Visual structure -- how we 'see' things.
Task: in these two snippets, find the word 'not.'
if (condition) { do something and another thing and check something
else while (condition2) { do not something else measure something calculate something
}
}
if (condition) {
do something
and another thing
and check something else
while (condition2) {
do not something else
measure something
calculate something
}
}
And, in the first snippet, figure out what the 'not' does in -relation- to the entire snippet, how it's affected by what comes before it and how it affects what follows afterward.
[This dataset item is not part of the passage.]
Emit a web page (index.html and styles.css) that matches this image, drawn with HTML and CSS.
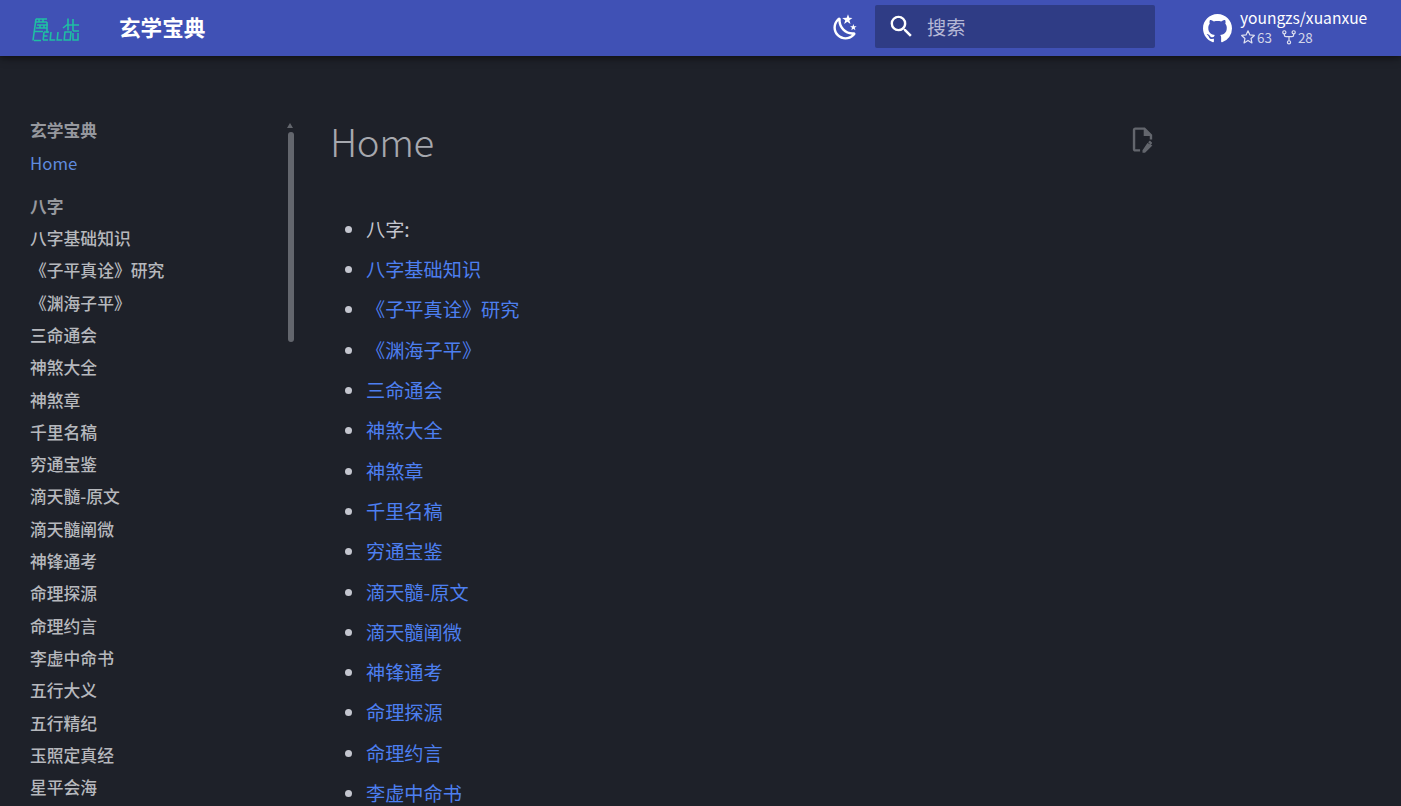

Obviously this is gibberish code and it doesn't do anything, but the point is that the run-on-code is EXTREMELY difficult to glance at and without explanation -intuitively- understand the flow.
Each logical step or decision should have its own line. Each line is a discrete 'thought.' Run-on code is like reading a run-on sentence.
It's very similar to reading instructions like this:
- do this 1b) maybe do this 2) do more of that 3) do the previous item twice more, unless you didn't do 1b.
Rather than...
- do this
1b) maybe do this
- do more of that
- do the previous item twice more, unless you didn't do 1b.
In the 'sentence' format, I'm reading instruction 3 near the end of the line that references 1b. I have to make a mental note of where I am -horizontally-, look backwards, make a decision about that, then look forward to where I was reading and make another decision based on what I remember waaaay over on the left side of the screen.
...rather than seeing that I'm on -line- 3 (because that's the 'title' of the line,) glance up two lines to 1b and make a decision, then continue at line 3.
Visually, 1b and 3 are...
V
1b
3
^
...this far away vertically, rather than...
----------v---------------------------------------v ...this far away horizontally.
- do this 1b) maybe do this 2) do more of that 3) do the previous item twice more, unless you didn't do 1b.
It takes tens of thousand of lines of code to -really- learn how much TIME and AGITA properly structured code -saves-.
About the...
code here....
}
code here...
}
code here...
}
...wait till you've got a chunk of code where those three brackets are on three separate (printed) pages, with maybe another page of code between two of them. It gets 'not fun' reeeal fast.
This is even related to physical control panels, car dashboards, GUI layouts. The effects of many aspects of human visual perception can make something hard to use for no -apparent- reason, unless you know what to look for in the design.
UI is an art and a science, and these lines of text are our interface.